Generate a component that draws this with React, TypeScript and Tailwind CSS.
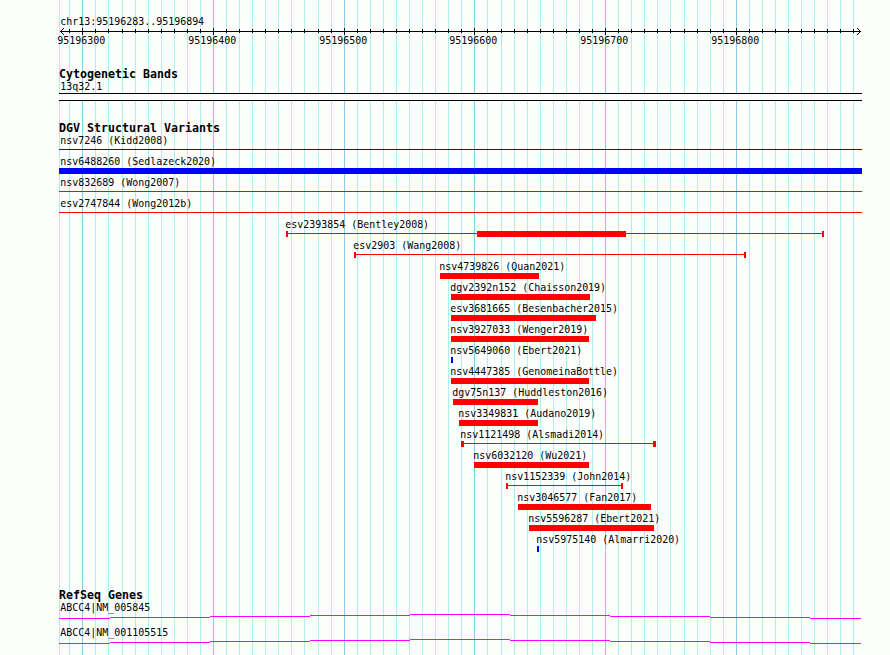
import type { ReactNode } from 'react';

type Segment = { from: number; to: number; kind: 'bar' | 'line' | 'cap' };
type Variant = { name: string; color?: string; x: number; segments: Segment[] };

const LEFT = 59;
const RIGHT = 862;

const majorLines = [82, 213, 344, 474, 605, 736];
const minorLines = [
  69, 95, 108, 122, 135, 148, 161, 174, 187, 200, 226, 239, 252, 265, 278, 291, 304, 318, 331, 357,
  370, 383, 396, 409, 422, 435, 448, 461, 487, 501, 514, 527, 540, 553, 566, 579, 592, 618, 631, 644,
  657, 670, 684, 697, 710, 723, 749, 762, 775, 788, 801, 814, 827, 840, 853,
];

const bar = (from: number, to: number): Segment => ({ from, to, kind: 'bar' });
const line = (from: number, to: number): Segment => ({ from, to, kind: 'line' });
const cap = (from: number, to: number): Segment => ({ from, to, kind: 'cap' });

const variants: Variant[] = [
  { name: 'nsv7246 (Kidd2008)', color: 'bg-[#4b0082]', x: 61, segments: [line(LEFT, RIGHT)] },
  { name: 'nsv6488260 (Sedlazeck2020)', color: 'bg-[#0000ff]', x: 61, segments: [bar(LEFT, RIGHT)] },
  { name: 'nsv832689 (Wong2007)', x: 61, segments: [line(LEFT, RIGHT)] },
  { name: 'esv2747844 (Wong2012b)', x: 61, segments: [line(LEFT, RIGHT)] },
  { name: 'esv2393854 (Bentley2008)', x: 286, segments: [cap(286, 288), line(288, 477), bar(477, 626), line(626, 822), cap(822, 824)] },
  { name: 'esv2903 (Wang2008)', x: 354, segments: [cap(354, 356), line(356, 744), cap(744, 746)] },
  { name: 'nsv4739826 (Quan2021)', x: 440, segments: [bar(440, 539)] },
  { name: 'dgv2392n152 (Chaisson2019)', x: 451, segments: [bar(451, 590)] },
  { name: 'esv3681665 (Besenbacher2015)', x: 451, segments: [bar(451, 596)] },
  { name: 'nsv3927033 (Wenger2019)', x: 451, segments: [bar(451, 589)] },
  { name: 'nsv5649060 (Ebert2021)', color: 'bg-[#0000ff]', x: 451, segments: [bar(451, 453)] },
  { name: 'nsv4447385 (GenomeinaBottle)', x: 451, segments: [bar(451, 589)] },
  { name: 'dgv75n137 (Huddleston2016)', x: 453, segments: [bar(453, 538)] },
  { name: 'nsv3349831 (Audano2019)', x: 459, segments: [bar(459, 538)] },
  { name: 'nsv1121498 (Alsmadi2014)', x: 461, segments: [cap(461, 464), line(464, 653), cap(653, 656)] },
  { name: 'nsv6032120 (Wu2021)', x: 474, segments: [bar(474, 589)] },
  { name: 'nsv1152339 (John2014)', x: 506, segments: [cap(506, 508), line(508, 621), cap(621, 623)] },
  { name: 'nsv3046577 (Fan2017)', x: 518, segments: [bar(518, 651)] },
  { name: 'nsv5596287 (Ebert2021)', x: 529, segments: [bar(529, 654)] },
  { name: 'nsv5975140 (Almarri2020)', color: 'bg-[#0000ff]', x: 537, segments: [bar(537, 539)] },
];

const rulerLabels = [
  { text: '95196300', x: 58 },
  { text: '95196400', x: 189 },
  { text: '95196500', x: 320 },
  { text: '95196600', x: 450 },
  { text: '95196700', x: 581 },
  { text: '95196800', x: 712 },
];

const genes = ['ABCC4|NM_005845', 'ABCC4|NM_001105515'];

// Each step of the shallow intron arc: left edge, right edge, row inside the glyph.
const arcSteps = [
  [59, 110, 4], [110, 210, 3], [210, 310, 2], [310, 410, 1], [410, 510, 0],
  [510, 610, 1], [610, 710, 2], [710, 810, 3], [810, 861, 4],
];

function Label({ x, children }: { x: number; children: ReactNode }) {
  return (
    <div
      className="h-3 w-fit origin-[0_9px] scale-y-[1.14] text-[9.967px] leading-3 whitespace-pre"
      style={{ marginLeft: x - 0.7 }}
    >
      {children}
    </div>
  );
}

function Title({ children }: { children: ReactNode }) {
  return <h2 className="h-[13px] pl-[59px] text-[11.63px] leading-3 font-bold whitespace-pre">{children}</h2>;
}

function Gridlines() {
  return (
    <svg className="absolute inset-0 h-full w-full" shapeRendering="crispEdges">
      <rect x={59} width={1} height="100%" fill="#afeeee" />
      {minorLines.map((x) => <rect key={x} x={x} width={1} height="100%" fill="#afeeee" />)}
      {majorLines.map((x) => <rect key={x} x={x} width={1} height="100%" fill="#87ceeb" />)}
    </svg>
  );
}

function Ruler() {
  return (
    <header className="h-[68px] pt-4">
      <Label x={61}>chr13:95196283..95196894</Label>
      <svg className="block h-[7px] w-full" shapeRendering="crispEdges">
        <rect x={60} y={3} width={801} height={1} />
        {minorLines.map((x) => <rect key={x} x={x} y={1} width={1} height={4} />)}
        {majorLines.map((x) => <rect key={x} x={x} width={1} height={7} />)}
        {[1, 2, 3].map((d) => (
          <g key={d}>
            <rect x={60 + d} y={3 - d} width={1} height={1} />
            <rect x={60 + d} y={3 + d} width={1} height={1} />
            <rect x={860 - d} y={3 - d} width={1} height={1} />
            <rect x={860 - d} y={3 + d} width={1} height={1} />
          </g>
        ))}
      </svg>
      <div className="flex">
        {rulerLabels.map((label, i) => (
          <div key={label.text} className="w-0" style={{ marginLeft: label.x - (i ? rulerLabels[i - 1].x : 0) }}>
            <Label x={0}>{label.text}</Label>
          </div>
        ))}
      </div>
    </header>
  );
}

const shapes = { bar: 'h-1.5', cap: 'h-1.5', line: 'mt-0.5 h-px' };

function VariantRow({ name, color = 'bg-[#ff0000]', x, segments }: Variant) {
  return (
    <li className="h-[21px]">
      <Label x={x}>{name}</Label>
      <div className="flex items-start" style={{ paddingLeft: segments[0].from }}>
        {segments.map((s) => (
          <div key={s.from} className={`shrink-0 ${shapes[s.kind]} ${color}`} style={{ width: s.to - s.from }} />
        ))}
      </div>
    </li>
  );
}

export default function App() {
  return (
    <main className="relative h-[655px] w-[890px] overflow-hidden bg-[#fdfffc] font-['DejaVu_Sans_Mono','Liberation_Mono',monospace] text-black">
      <Gridlines />
      <div className="relative">
        <Ruler />
        <section className="h-[54px]">
          <Title>Cytogenetic Bands</Title>
          <Label x={61}>13q32.1</Label>
          <div className="ml-[59px] h-2 w-[803px] border-y border-black bg-[#fdfffc]" />
        </section>
        <section>
          <Title>DGV Structural Variants</Title>
          <ul>{variants.map((v) => <VariantRow key={v.name} {...v} />)}</ul>
        </section>
        <section className="pt-[34px]">
          <Title>RefSeq Genes</Title>
          {genes.map((gene) => (
            <div key={gene} className="h-[25px]">
              <Label x={61}>{gene}</Label>
              <svg className="block h-[5px] w-full" shapeRendering="crispEdges">
                {arcSteps.map(([from, to, y]) => (
                  <rect key={from} x={from} y={y} width={to - from} height={1} fill="#ff00ff" />
                ))}
              </svg>
            </div>
          ))}
        </section>
      </div>
    </main>
  );
}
★ ★ ★ ★ ★ ★ ★
Work to do: Repeat the data exactly, dropping every picture it holds.

Output below:
Generate a component that draws this with React, TypeScript and Tailwind CSS.
import type { ReactNode } from 'react';

type Segment = { from: number; to: number; kind: 'bar' | 'line' | 'cap' };
type Variant = { name: string; color?: string; x: number; segments: Segment[] };

const LEFT = 59;
const RIGHT = 862;

const majorLines = [82, 213, 344, 474, 605, 736];
const minorLines = [
  69, 95, 108, 122, 135, 148, 161, 174, 187, 200, 226, 239, 252, 265, 278, 291, 304, 318, 331, 357,
  370, 383, 396, 409, 422, 435, 448, 461, 487, 501, 514, 527, 540, 553, 566, 579, 592, 618, 631, 644,
  657, 670, 684, 697, 710, 723, 749, 762, 775, 788, 801, 814, 827, 840, 853,
];

const bar = (from: number, to: number): Segment => ({ from, to, kind: 'bar' });
const line = (from: number, to: number): Segment => ({ from, to, kind: 'line' });
const cap = (from: number, to: number): Segment => ({ from, to, kind: 'cap' });

const variants: Variant[] = [
  { name: 'nsv7246 (Kidd2008)', color: 'bg-[#4b0082]', x: 61, segments: [line(LEFT, RIGHT)] },
  { name: 'nsv6488260 (Sedlazeck2020)', color: 'bg-[#0000ff]', x: 61, segments: [bar(LEFT, RIGHT)] },
  { name: 'nsv832689 (Wong2007)', x: 61, segments: [line(LEFT, RIGHT)] },
  { name: 'esv2747844 (Wong2012b)', x: 61, segments: [line(LEFT, RIGHT)] },
  { name: 'esv2393854 (Bentley2008)', x: 286, segments: [cap(286, 288), line(288, 477), bar(477, 626), line(626, 822), cap(822, 824)] },
  { name: 'esv2903 (Wang2008)', x: 354, segments: [cap(354, 356), line(356, 744), cap(744, 746)] },
  { name: 'nsv4739826 (Quan2021)', x: 440, segments: [bar(440, 539)] },
  { name: 'dgv2392n152 (Chaisson2019)', x: 451, segments: [bar(451, 590)] },
  { name: 'esv3681665 (Besenbacher2015)', x: 451, segments: [bar(451, 596)] },
  { name: 'nsv3927033 (Wenger2019)', x: 451, segments: [bar(451, 589)] },
  { name: 'nsv5649060 (Ebert2021)', color: 'bg-[#0000ff]', x: 451, segments: [bar(451, 453)] },
  { name: 'nsv4447385 (GenomeinaBottle)', x: 451, segments: [bar(451, 589)] },
  { name: 'dgv75n137 (Huddleston2016)', x: 453, segments: [bar(453, 538)] },
  { name: 'nsv3349831 (Audano2019)', x: 459, segments: [bar(459, 538)] },
  { name: 'nsv1121498 (Alsmadi2014)', x: 461, segments: [cap(461, 464), line(464, 653), cap(653, 656)] },
  { name: 'nsv6032120 (Wu2021)', x: 474, segments: [bar(474, 589)] },
  { name: 'nsv1152339 (John2014)', x: 506, segments: [cap(506, 508), line(508, 621), cap(621, 623)] },
  { name: 'nsv3046577 (Fan2017)', x: 518, segments: [bar(518, 651)] },
  { name: 'nsv5596287 (Ebert2021)', x: 529, segments: [bar(529, 654)] },
  { name: 'nsv5975140 (Almarri2020)', color: 'bg-[#0000ff]', x: 537, segments: [bar(537, 539)] },
];

const rulerLabels = [
  { text: '95196300', x: 58 },
  { text: '95196400', x: 189 },
  { text: '95196500', x: 320 },
  { text: '95196600', x: 450 },
  { text: '95196700', x: 581 },
  { text: '95196800', x: 712 },
];

const genes = ['ABCC4|NM_005845', 'ABCC4|NM_001105515'];

// Each step of the shallow intron arc: left edge, right edge, row inside the glyph.
const arcSteps = [
  [59, 110, 4], [110, 210, 3], [210, 310, 2], [310, 410, 1], [410, 510, 0],
  [510, 610, 1], [610, 710, 2], [710, 810, 3], [810, 861, 4],
];

function Label({ x, children }: { x: number; children: ReactNode }) {
  return (
    <div
      className="h-3 w-fit origin-[0_9px] scale-y-[1.14] text-[9.967px] leading-3 whitespace-pre"
      style={{ marginLeft: x - 0.7 }}
    >
      {children}
    </div>
  );
}

function Title({ children }: { children: ReactNode }) {
  return <h2 className="h-[13px] pl-[59px] text-[11.63px] leading-3 font-bold whitespace-pre">{children}</h2>;
}

function Gridlines() {
  return (
    <svg className="absolute inset-0 h-full w-full" shapeRendering="crispEdges">
      <rect x={59} width={1} height="100%" fill="#afeeee" />
      {minorLines.map((x) => <rect key={x} x={x} width={1} height="100%" fill="#afeeee" />)}
      {majorLines.map((x) => <rect key={x} x={x} width={1} height="100%" fill="#87ceeb" />)}
    </svg>
  );
}

function Ruler() {
  return (
    <header className="h-[68px] pt-4">
      <Label x={61}>chr13:95196283..95196894</Label>
      <svg className="block h-[7px] w-full" shapeRendering="crispEdges">
        <rect x={60} y={3} width={801} height={1} />
        {minorLines.map((x) => <rect key={x} x={x} y={1} width={1} height={4} />)}
        {majorLines.map((x) => <rect key={x} x={x} width={1} height={7} />)}
        {[1, 2, 3].map((d) => (
          <g key={d}>
            <rect x={60 + d} y={3 - d} width={1} height={1} />
            <rect x={60 + d} y={3 + d} width={1} height={1} />
            <rect x={860 - d} y={3 - d} width={1} height={1} />
            <rect x={860 - d} y={3 + d} width={1} height={1} />
          </g>
        ))}
      </svg>
      <div className="flex">
        {rulerLabels.map((label, i) => (
          <div key={label.text} className="w-0" style={{ marginLeft: label.x - (i ? rulerLabels[i - 1].x : 0) }}>
            <Label x={0}>{label.text}</Label>
          </div>
        ))}
      </div>
    </header>
  );
}

const shapes = { bar: 'h-1.5', cap: 'h-1.5', line: 'mt-0.5 h-px' };

function VariantRow({ name, color = 'bg-[#ff0000]', x, segments }: Variant) {
  return (
    <li className="h-[21px]">
      <Label x={x}>{name}</Label>
      <div className="flex items-start" style={{ paddingLeft: segments[0].from }}>
        {segments.map((s) => (
          <div key={s.from} className={`shrink-0 ${shapes[s.kind]} ${color}`} style={{ width: s.to - s.from }} />
        ))}
      </div>
    </li>
  );
}

export default function App() {
  return (
    <main className="relative h-[655px] w-[890px] overflow-hidden bg-[#fdfffc] font-['DejaVu_Sans_Mono','Liberation_Mono',monospace] text-black">
      <Gridlines />
      <div className="relative">
        <Ruler />
        <section className="h-[54px]">
          <Title>Cytogenetic Bands</Title>
          <Label x={61}>13q32.1</Label>
          <div className="ml-[59px] h-2 w-[803px] border-y border-black bg-[#fdfffc]" />
        </section>
        <section>
          <Title>DGV Structural Variants</Title>
          <ul>{variants.map((v) => <VariantRow key={v.name} {...v} />)}</ul>
        </section>
        <section className="pt-[34px]">
          <Title>RefSeq Genes</Title>
          {genes.map((gene) => (
            <div key={gene} className="h-[25px]">
              <Label x={61}>{gene}</Label>
              <svg className="block h-[5px] w-full" shapeRendering="crispEdges">
                {arcSteps.map(([from, to, y]) => (
                  <rect key={from} x={from} y={y} width={to - from} height={1} fill="#ff00ff" />
                ))}
              </svg>
            </div>
          ))}
        </section>
      </div>
    </main>
  );
}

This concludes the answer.